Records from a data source
•••

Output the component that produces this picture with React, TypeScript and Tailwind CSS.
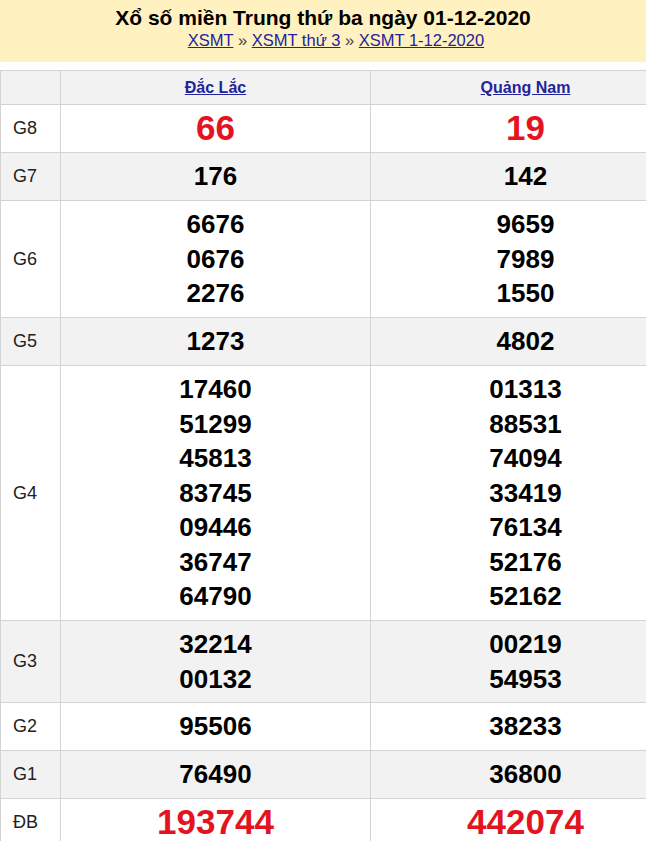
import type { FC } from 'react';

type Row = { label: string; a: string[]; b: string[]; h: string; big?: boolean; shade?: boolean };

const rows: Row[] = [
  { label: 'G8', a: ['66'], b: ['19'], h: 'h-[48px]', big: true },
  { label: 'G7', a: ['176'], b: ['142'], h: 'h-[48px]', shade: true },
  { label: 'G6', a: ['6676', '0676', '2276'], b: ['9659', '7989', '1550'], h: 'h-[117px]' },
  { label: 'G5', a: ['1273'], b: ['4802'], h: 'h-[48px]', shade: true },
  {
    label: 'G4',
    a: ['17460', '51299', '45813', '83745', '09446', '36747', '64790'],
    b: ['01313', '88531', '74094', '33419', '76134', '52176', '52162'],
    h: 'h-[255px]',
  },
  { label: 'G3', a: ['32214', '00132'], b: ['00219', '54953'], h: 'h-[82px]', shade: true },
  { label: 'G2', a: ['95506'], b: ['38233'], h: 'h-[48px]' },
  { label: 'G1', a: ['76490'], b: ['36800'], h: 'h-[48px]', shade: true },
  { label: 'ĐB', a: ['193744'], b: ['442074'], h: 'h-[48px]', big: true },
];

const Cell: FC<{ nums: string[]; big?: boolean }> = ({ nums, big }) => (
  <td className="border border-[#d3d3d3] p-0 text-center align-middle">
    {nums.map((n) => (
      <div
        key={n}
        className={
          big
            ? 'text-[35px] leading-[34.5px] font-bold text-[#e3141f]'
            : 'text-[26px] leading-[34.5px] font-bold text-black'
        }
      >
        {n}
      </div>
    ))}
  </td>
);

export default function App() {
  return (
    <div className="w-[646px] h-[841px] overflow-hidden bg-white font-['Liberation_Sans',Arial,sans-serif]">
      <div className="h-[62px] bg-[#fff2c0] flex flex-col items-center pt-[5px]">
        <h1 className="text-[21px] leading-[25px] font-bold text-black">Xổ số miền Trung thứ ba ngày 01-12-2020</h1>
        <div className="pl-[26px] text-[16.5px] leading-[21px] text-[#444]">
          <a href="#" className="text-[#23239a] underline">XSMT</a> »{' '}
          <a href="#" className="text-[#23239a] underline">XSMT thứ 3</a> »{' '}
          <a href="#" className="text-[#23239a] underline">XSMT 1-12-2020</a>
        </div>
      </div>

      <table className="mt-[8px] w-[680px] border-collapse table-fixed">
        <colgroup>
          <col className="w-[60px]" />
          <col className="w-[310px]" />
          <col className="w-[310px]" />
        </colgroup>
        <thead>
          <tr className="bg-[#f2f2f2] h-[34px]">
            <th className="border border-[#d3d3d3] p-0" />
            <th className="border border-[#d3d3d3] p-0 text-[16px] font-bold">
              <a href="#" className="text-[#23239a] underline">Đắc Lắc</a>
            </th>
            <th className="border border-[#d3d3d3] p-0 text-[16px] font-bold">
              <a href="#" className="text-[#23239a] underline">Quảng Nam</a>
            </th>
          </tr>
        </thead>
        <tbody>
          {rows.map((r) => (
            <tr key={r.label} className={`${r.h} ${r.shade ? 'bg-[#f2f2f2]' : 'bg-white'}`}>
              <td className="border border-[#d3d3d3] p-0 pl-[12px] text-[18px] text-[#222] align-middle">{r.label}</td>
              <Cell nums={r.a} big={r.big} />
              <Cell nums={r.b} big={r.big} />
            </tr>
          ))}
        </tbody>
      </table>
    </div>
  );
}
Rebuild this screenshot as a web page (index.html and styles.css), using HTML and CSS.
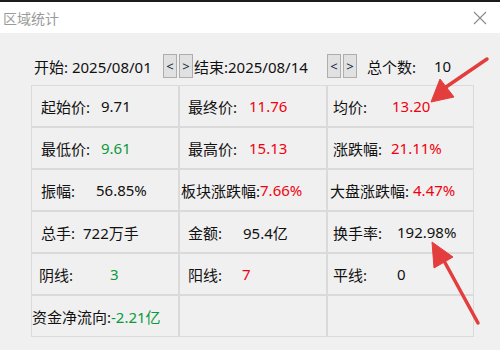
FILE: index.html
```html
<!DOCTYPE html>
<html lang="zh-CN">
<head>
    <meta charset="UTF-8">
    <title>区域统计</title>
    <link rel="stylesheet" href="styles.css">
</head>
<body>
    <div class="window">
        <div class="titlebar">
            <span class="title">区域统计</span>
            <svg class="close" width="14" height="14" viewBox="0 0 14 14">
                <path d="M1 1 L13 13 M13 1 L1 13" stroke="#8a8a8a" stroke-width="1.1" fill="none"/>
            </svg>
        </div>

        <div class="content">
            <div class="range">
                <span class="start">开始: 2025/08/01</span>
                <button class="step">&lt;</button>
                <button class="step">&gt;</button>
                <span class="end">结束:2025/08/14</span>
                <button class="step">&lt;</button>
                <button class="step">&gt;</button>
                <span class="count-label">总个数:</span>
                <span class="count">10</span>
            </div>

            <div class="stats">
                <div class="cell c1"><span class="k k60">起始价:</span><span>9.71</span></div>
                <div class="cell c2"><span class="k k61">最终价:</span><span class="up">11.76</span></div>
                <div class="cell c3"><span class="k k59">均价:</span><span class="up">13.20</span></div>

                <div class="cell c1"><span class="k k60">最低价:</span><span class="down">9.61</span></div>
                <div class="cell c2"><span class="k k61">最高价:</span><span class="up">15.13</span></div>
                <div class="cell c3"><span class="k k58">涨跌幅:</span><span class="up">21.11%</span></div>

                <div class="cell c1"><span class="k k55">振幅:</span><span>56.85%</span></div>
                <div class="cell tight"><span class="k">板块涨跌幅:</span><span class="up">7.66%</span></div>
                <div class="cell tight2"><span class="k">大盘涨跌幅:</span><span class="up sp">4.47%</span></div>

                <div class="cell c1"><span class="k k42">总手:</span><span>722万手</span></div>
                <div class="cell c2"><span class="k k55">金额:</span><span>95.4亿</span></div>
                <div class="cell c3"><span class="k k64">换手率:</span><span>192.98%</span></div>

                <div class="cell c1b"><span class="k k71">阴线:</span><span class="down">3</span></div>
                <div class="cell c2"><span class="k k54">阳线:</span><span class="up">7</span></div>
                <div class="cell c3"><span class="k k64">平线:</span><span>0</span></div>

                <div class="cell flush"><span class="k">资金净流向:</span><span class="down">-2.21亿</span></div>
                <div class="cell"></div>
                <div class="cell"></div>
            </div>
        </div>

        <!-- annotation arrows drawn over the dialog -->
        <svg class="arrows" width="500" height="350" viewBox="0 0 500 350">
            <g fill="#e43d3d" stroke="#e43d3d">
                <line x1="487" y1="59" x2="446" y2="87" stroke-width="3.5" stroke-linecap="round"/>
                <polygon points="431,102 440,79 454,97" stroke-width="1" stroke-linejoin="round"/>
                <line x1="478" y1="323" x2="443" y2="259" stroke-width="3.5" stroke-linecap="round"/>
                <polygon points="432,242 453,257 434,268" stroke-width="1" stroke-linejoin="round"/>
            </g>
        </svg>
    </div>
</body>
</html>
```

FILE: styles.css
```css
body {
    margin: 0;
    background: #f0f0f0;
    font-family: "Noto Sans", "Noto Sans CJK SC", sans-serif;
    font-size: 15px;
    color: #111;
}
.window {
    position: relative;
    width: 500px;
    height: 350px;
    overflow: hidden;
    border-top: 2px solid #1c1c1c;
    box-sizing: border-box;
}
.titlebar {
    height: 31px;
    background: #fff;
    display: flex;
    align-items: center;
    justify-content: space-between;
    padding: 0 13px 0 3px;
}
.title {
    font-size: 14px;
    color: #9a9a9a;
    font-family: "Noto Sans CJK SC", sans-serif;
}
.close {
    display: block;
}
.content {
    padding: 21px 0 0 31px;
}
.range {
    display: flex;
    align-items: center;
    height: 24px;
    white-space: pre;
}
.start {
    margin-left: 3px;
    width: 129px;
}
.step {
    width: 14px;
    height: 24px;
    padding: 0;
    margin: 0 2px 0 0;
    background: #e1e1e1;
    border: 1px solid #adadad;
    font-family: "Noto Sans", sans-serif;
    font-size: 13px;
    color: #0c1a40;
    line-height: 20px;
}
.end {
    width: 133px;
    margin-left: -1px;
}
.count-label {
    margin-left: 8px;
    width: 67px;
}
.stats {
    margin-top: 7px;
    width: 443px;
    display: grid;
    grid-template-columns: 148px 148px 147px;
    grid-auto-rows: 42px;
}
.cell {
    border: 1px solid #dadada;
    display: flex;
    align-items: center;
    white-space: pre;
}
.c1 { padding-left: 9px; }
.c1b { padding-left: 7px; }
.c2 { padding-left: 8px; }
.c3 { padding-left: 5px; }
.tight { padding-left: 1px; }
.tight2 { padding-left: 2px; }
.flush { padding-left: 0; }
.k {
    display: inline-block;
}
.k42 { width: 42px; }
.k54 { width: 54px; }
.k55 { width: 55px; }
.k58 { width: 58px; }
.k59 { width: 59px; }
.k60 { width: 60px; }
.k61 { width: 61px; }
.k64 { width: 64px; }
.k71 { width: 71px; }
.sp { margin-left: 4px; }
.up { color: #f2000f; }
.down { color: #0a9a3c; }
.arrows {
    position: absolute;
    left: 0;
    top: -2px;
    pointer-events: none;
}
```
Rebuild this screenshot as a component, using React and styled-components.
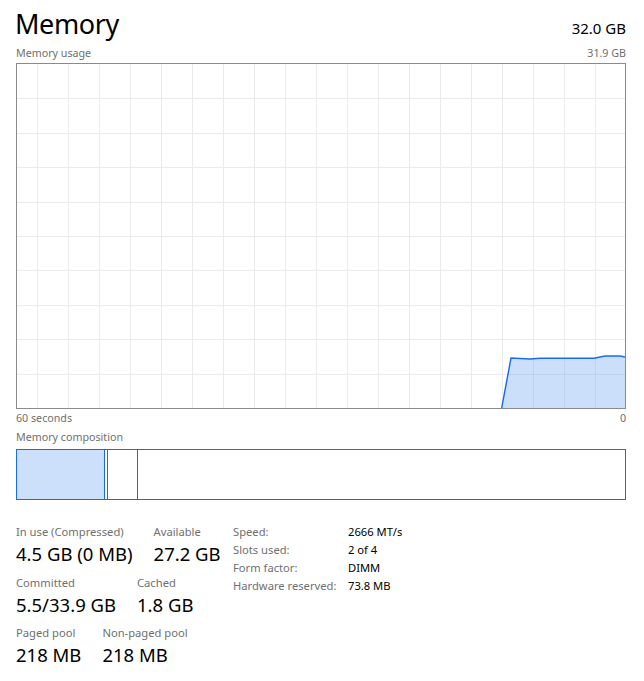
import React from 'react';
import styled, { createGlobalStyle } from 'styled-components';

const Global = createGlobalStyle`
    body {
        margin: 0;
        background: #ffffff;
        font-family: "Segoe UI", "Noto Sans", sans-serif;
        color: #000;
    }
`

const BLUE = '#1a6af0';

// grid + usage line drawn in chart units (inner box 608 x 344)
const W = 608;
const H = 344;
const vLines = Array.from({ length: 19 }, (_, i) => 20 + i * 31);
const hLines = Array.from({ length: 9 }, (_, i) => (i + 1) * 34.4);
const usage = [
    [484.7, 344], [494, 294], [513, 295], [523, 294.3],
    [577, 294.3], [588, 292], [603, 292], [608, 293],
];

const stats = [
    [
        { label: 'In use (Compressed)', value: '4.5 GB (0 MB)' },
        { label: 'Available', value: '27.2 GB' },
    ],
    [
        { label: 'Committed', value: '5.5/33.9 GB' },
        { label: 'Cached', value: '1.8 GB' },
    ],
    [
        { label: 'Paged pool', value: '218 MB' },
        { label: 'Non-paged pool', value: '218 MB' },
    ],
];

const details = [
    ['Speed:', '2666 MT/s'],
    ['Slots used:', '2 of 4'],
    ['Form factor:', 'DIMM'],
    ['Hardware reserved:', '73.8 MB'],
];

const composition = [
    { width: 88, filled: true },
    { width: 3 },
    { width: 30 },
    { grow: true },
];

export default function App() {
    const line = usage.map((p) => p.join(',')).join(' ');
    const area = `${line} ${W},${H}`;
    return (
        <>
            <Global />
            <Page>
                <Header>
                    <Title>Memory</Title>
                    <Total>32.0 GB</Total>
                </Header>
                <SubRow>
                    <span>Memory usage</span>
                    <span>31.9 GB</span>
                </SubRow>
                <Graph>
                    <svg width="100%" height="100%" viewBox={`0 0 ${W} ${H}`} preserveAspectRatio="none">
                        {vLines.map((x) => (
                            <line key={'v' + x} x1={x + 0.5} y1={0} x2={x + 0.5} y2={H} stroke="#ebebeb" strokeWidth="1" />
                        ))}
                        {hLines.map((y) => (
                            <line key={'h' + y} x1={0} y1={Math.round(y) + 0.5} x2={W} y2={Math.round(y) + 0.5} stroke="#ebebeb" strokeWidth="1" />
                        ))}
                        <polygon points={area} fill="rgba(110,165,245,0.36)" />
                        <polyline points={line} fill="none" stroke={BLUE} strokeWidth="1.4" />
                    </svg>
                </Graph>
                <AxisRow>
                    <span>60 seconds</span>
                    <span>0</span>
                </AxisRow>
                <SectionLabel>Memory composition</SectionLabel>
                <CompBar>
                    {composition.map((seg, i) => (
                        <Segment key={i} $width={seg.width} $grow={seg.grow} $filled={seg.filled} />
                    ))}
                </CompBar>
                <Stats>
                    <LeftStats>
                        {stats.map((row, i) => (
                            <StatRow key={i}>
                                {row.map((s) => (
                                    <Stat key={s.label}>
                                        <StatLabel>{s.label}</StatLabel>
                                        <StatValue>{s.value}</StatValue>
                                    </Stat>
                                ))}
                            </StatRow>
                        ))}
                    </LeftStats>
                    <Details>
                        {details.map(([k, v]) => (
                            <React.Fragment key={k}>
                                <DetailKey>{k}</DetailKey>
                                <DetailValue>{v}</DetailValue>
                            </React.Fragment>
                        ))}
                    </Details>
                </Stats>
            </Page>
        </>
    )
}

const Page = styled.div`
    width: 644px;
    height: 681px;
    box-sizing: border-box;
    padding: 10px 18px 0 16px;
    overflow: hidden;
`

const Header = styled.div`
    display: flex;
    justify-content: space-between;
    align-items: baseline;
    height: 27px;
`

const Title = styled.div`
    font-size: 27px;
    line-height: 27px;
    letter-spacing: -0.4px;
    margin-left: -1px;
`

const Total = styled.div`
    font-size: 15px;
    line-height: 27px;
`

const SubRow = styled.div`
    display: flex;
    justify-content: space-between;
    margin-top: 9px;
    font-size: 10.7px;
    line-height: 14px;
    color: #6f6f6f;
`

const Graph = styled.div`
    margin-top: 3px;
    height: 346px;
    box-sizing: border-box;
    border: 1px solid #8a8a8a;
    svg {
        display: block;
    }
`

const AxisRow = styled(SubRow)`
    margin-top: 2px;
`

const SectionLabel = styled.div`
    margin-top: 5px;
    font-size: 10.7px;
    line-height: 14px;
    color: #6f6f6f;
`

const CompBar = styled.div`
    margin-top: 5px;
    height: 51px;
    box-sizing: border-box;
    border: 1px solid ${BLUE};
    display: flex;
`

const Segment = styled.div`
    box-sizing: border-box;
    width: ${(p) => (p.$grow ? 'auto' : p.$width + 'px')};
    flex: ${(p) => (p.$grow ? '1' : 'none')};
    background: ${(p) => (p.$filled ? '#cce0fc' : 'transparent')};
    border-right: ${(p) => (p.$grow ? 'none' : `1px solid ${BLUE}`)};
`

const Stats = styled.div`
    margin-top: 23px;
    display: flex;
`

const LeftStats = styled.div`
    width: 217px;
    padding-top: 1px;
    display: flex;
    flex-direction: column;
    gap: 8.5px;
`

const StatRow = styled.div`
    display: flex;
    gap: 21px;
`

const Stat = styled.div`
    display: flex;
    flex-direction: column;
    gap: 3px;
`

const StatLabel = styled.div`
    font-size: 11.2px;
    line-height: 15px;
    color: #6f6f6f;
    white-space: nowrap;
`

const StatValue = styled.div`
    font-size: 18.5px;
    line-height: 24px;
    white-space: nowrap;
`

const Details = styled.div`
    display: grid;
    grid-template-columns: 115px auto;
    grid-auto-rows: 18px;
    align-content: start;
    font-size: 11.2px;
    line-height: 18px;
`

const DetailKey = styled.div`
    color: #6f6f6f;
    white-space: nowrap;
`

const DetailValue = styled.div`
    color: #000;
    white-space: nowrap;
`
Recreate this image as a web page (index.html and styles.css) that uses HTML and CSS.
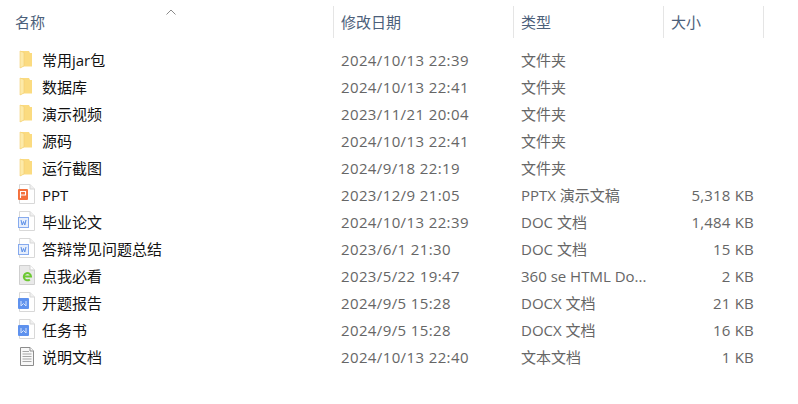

•••

JOB:
Only the lines from the start of the entries above to the line containing "string; a: string[];" are to be given again, exactly and with both ends included; pictures are excluded.

COMPLETED TASK:
Output the component that produces this picture with React, TypeScript and Tailwind CSS.
import type { FC } from 'react';

type Row = { label: string; a: string[]; b: string[]; h: string; big?: boolean; shade?: boolean };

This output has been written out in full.